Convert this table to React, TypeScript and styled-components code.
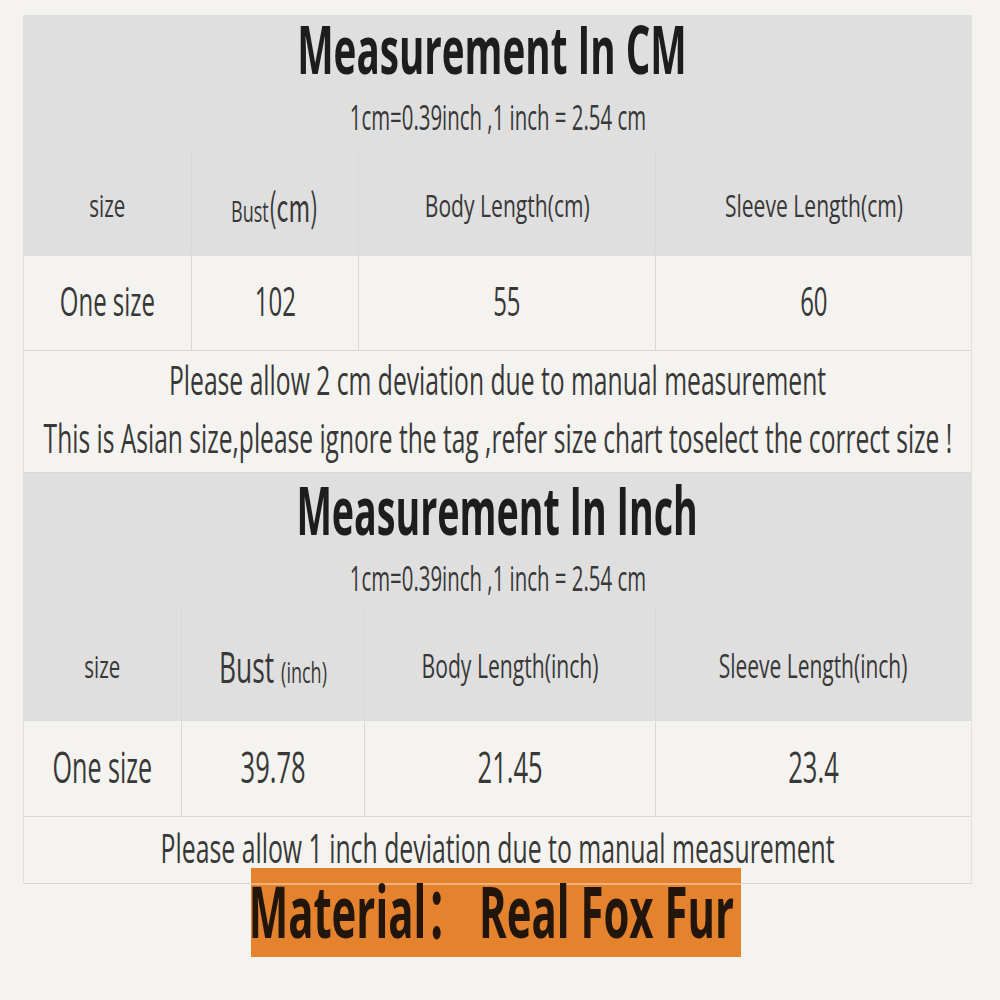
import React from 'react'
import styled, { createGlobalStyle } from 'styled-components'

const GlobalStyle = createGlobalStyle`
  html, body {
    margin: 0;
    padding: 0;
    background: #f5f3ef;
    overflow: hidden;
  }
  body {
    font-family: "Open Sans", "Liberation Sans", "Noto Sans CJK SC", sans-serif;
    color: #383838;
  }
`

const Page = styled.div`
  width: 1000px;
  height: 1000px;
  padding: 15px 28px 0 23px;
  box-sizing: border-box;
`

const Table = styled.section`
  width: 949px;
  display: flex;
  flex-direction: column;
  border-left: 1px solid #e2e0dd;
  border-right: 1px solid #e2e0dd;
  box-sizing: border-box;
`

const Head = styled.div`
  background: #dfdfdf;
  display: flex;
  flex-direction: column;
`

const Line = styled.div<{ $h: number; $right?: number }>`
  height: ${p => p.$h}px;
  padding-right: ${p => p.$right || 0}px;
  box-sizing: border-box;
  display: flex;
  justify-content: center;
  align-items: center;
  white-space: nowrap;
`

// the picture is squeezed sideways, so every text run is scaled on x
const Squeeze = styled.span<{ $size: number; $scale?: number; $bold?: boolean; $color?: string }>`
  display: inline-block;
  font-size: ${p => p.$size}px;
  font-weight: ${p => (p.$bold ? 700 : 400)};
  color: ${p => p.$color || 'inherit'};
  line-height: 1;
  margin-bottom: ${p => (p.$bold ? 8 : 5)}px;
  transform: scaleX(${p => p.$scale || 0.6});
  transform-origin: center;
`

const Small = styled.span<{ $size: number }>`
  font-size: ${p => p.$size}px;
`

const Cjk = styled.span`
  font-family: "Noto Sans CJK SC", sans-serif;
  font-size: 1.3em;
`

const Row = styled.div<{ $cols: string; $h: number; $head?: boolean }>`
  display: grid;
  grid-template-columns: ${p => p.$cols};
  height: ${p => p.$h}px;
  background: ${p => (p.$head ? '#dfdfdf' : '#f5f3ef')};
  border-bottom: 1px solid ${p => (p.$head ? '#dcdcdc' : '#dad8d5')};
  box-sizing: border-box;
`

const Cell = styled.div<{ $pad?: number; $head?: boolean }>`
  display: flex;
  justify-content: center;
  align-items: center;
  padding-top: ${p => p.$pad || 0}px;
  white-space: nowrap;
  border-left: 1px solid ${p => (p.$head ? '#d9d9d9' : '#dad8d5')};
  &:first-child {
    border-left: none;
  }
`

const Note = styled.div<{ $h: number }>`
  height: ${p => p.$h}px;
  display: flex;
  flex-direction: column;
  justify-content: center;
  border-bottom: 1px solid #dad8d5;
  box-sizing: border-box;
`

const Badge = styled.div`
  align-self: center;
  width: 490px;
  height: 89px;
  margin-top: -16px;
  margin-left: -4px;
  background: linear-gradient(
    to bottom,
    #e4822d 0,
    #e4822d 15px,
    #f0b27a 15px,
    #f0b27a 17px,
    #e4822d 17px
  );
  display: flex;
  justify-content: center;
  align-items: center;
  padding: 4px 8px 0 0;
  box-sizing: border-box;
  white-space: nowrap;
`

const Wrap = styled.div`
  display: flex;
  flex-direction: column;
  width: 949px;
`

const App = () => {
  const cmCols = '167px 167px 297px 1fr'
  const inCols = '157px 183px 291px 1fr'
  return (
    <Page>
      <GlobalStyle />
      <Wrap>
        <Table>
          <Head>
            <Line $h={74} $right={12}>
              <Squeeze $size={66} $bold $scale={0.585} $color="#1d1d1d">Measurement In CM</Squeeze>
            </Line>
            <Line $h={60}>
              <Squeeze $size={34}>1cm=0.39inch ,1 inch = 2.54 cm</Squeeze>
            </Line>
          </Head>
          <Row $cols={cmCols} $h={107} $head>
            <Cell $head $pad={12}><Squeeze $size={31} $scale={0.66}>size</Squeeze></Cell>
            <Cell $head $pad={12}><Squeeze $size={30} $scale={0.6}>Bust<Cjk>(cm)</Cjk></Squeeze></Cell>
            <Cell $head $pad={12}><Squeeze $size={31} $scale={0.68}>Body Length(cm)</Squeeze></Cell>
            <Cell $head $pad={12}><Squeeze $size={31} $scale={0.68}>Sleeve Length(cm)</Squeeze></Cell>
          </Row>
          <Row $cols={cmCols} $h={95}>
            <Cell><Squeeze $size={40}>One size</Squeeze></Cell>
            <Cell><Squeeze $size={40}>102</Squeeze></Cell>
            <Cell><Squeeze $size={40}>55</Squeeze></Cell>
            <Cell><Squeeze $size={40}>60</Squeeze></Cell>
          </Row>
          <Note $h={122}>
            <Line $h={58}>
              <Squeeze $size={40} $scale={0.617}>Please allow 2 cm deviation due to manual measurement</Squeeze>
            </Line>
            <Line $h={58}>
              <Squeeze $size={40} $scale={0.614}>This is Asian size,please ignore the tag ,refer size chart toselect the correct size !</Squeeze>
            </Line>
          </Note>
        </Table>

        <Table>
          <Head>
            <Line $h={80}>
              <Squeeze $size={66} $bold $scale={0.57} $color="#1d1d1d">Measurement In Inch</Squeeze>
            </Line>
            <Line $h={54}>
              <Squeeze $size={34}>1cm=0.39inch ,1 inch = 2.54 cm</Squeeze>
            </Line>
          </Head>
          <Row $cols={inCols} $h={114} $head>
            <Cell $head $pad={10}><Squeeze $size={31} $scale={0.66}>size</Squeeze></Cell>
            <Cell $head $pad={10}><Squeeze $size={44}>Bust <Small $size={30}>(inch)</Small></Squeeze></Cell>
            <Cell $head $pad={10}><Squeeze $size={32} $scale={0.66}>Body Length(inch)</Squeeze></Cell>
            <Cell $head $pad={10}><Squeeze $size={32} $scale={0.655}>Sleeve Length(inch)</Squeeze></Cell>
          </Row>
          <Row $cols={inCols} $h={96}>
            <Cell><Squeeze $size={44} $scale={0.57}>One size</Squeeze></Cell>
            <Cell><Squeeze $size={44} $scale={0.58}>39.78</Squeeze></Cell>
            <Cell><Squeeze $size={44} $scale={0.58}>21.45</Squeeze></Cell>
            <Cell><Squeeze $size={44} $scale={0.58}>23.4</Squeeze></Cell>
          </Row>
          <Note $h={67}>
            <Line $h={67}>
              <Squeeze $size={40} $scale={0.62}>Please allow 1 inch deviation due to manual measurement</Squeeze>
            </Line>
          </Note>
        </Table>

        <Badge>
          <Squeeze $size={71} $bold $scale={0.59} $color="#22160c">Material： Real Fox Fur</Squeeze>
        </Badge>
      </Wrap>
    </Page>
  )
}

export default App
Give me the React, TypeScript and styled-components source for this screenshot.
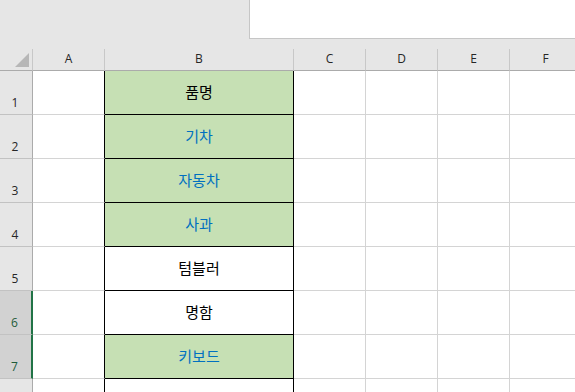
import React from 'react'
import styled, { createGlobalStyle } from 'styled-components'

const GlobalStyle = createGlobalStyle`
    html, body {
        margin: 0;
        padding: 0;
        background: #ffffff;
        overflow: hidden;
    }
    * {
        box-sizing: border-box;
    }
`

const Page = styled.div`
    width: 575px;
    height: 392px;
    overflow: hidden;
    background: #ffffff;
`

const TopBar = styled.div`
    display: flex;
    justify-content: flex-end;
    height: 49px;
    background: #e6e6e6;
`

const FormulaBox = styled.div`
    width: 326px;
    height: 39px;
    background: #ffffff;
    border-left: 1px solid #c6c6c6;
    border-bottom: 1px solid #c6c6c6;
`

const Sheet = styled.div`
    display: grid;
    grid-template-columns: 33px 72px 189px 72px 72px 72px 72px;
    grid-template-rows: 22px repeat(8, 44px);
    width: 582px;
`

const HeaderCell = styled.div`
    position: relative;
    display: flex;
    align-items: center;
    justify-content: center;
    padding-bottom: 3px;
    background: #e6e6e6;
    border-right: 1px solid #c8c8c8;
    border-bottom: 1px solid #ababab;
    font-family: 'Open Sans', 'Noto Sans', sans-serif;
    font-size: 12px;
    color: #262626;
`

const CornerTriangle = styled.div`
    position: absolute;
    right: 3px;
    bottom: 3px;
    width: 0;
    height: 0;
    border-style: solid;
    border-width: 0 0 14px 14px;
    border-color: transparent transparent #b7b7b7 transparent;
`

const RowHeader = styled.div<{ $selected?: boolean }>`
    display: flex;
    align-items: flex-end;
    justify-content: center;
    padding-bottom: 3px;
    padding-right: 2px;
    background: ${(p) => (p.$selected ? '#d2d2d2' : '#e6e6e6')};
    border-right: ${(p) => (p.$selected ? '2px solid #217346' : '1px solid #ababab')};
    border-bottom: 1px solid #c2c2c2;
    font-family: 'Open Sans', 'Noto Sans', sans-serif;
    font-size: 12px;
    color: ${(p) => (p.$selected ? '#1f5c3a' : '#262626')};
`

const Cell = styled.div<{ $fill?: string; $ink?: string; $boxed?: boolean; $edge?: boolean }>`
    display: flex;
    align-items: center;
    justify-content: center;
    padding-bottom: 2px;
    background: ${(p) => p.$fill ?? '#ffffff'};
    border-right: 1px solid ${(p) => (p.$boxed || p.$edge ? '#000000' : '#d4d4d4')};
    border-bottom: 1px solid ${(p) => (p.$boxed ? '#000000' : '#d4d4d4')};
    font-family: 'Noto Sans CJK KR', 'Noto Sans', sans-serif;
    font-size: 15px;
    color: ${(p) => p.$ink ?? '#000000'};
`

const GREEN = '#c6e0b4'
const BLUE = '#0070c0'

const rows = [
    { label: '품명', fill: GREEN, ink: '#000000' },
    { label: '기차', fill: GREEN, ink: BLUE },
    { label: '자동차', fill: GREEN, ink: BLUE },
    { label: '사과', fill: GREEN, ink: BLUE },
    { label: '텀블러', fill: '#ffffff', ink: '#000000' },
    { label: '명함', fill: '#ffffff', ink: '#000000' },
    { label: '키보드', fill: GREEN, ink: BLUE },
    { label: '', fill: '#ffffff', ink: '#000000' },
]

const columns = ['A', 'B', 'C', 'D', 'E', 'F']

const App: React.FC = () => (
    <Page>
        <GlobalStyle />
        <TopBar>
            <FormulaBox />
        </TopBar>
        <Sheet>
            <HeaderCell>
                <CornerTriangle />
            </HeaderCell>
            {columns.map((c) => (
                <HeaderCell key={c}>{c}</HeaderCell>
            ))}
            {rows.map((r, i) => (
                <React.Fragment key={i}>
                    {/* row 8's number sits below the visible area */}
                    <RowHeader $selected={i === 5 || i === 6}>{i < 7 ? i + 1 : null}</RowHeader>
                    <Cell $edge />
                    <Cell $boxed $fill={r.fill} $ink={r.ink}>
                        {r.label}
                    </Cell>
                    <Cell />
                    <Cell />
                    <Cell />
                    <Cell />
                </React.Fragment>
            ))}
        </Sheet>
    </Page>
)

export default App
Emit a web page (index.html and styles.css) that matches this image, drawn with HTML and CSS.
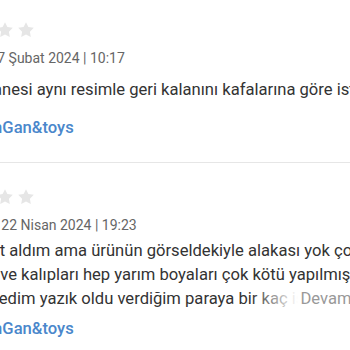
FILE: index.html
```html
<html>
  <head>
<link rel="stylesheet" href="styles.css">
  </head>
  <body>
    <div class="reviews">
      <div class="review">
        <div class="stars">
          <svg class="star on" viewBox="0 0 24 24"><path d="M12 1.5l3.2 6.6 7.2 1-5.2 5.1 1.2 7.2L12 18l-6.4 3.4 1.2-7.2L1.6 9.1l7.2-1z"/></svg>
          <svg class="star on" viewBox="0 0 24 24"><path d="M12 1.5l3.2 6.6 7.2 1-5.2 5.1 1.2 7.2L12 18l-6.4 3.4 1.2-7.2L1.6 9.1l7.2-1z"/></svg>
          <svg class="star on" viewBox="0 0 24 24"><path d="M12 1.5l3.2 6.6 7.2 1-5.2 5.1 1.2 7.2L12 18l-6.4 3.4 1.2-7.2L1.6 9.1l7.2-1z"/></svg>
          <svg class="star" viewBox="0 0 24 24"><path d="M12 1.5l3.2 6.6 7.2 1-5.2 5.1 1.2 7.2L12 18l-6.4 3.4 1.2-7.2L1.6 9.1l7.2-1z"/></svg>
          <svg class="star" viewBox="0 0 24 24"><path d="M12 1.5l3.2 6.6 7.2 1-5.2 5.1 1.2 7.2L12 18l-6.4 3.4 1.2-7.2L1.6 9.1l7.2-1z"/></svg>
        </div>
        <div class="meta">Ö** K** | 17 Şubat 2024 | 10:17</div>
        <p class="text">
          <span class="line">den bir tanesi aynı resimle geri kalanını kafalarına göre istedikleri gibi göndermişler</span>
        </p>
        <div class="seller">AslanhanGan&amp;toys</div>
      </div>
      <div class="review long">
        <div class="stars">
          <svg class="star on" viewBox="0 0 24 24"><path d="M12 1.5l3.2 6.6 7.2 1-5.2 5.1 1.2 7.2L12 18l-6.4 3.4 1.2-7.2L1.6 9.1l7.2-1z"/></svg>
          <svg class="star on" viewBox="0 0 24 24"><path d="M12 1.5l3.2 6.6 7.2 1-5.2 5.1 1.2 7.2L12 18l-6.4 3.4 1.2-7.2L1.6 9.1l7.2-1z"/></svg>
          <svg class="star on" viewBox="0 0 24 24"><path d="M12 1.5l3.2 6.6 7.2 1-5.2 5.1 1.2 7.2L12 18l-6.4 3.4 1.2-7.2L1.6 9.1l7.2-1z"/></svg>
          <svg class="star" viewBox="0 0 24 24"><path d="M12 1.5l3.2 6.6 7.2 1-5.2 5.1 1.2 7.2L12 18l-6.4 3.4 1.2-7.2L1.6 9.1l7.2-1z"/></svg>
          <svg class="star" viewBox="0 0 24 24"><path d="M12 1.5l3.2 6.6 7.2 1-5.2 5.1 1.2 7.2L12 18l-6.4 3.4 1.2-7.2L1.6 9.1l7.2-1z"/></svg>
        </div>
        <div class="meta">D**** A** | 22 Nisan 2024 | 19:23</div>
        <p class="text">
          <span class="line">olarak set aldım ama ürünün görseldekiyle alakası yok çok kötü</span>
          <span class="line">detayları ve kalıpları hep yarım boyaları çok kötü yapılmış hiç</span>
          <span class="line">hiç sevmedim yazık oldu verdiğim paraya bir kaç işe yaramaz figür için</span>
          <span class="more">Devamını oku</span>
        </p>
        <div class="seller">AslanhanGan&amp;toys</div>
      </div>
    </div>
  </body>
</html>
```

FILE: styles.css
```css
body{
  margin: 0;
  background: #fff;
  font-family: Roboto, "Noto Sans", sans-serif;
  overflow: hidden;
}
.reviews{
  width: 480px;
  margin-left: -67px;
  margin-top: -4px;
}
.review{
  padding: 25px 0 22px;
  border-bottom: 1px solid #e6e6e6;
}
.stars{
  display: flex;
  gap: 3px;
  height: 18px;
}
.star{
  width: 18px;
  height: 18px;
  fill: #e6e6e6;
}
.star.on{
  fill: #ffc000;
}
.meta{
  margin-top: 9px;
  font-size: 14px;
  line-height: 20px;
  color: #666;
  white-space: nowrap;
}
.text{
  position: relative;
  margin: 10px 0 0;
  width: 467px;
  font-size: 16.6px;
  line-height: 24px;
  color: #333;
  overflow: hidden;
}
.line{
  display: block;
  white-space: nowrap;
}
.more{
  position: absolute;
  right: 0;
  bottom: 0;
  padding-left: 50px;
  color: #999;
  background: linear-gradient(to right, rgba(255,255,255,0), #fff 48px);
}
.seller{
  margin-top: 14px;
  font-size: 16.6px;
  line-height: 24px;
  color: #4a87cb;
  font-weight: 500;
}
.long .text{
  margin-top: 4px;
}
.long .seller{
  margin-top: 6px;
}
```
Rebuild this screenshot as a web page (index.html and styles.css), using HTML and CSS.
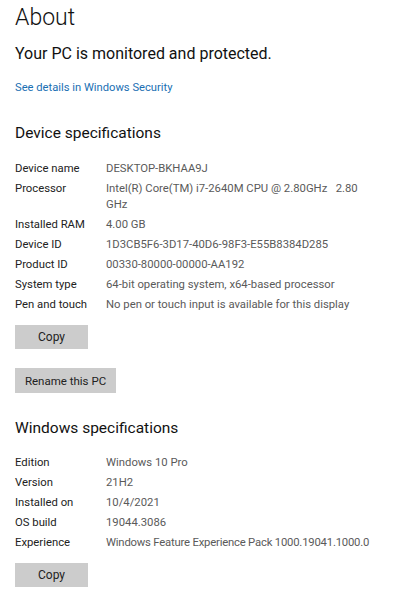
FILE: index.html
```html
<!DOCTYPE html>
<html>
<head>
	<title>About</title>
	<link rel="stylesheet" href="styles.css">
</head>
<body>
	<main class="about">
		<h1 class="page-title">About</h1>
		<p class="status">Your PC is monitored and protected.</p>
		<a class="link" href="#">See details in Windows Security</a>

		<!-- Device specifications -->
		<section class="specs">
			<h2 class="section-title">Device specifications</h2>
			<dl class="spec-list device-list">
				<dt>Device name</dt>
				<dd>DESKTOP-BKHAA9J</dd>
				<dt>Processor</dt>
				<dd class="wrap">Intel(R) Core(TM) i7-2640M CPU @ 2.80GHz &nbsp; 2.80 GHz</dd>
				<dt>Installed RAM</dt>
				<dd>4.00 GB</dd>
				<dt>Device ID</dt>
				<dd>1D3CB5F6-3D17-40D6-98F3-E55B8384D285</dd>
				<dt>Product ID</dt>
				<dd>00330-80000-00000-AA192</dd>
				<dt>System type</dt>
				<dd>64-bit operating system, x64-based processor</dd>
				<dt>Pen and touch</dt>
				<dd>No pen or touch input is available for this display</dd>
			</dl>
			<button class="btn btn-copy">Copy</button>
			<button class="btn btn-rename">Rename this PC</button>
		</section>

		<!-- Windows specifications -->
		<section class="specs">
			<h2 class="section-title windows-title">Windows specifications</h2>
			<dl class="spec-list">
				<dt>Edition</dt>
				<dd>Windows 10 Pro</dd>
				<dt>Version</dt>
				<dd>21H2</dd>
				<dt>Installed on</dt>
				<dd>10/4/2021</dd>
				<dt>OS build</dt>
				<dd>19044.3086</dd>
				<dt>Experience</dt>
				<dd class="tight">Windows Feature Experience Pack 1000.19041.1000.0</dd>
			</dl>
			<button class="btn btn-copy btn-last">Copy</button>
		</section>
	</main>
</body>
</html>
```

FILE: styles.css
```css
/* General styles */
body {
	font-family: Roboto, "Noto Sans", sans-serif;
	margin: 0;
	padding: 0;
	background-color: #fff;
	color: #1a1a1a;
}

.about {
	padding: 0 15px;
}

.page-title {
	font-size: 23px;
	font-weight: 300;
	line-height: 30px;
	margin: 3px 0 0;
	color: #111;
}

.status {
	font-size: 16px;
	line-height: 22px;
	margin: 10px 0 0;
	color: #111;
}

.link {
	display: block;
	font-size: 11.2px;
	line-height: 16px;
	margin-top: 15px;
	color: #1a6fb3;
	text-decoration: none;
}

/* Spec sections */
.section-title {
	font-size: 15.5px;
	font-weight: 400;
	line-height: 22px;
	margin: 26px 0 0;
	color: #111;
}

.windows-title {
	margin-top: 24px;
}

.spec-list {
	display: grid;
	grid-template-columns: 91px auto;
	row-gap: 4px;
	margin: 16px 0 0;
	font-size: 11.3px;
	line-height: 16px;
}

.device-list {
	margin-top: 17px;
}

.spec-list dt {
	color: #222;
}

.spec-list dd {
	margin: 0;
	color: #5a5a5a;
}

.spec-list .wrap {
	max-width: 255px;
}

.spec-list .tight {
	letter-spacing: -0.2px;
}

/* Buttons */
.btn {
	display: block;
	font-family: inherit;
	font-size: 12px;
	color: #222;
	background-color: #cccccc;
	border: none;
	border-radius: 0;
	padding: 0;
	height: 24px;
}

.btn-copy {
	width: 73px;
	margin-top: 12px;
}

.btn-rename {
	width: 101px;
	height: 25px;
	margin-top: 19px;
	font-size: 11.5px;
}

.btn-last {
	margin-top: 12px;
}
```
* * * * * * * * *
*Your goal*
Pull every line holding "TypeScript" out of the records.

*Answer to the exercise*
Convert this table to React, TypeScript and styled-components code.
Give me the React, TypeScript and styled-components source for this screenshot.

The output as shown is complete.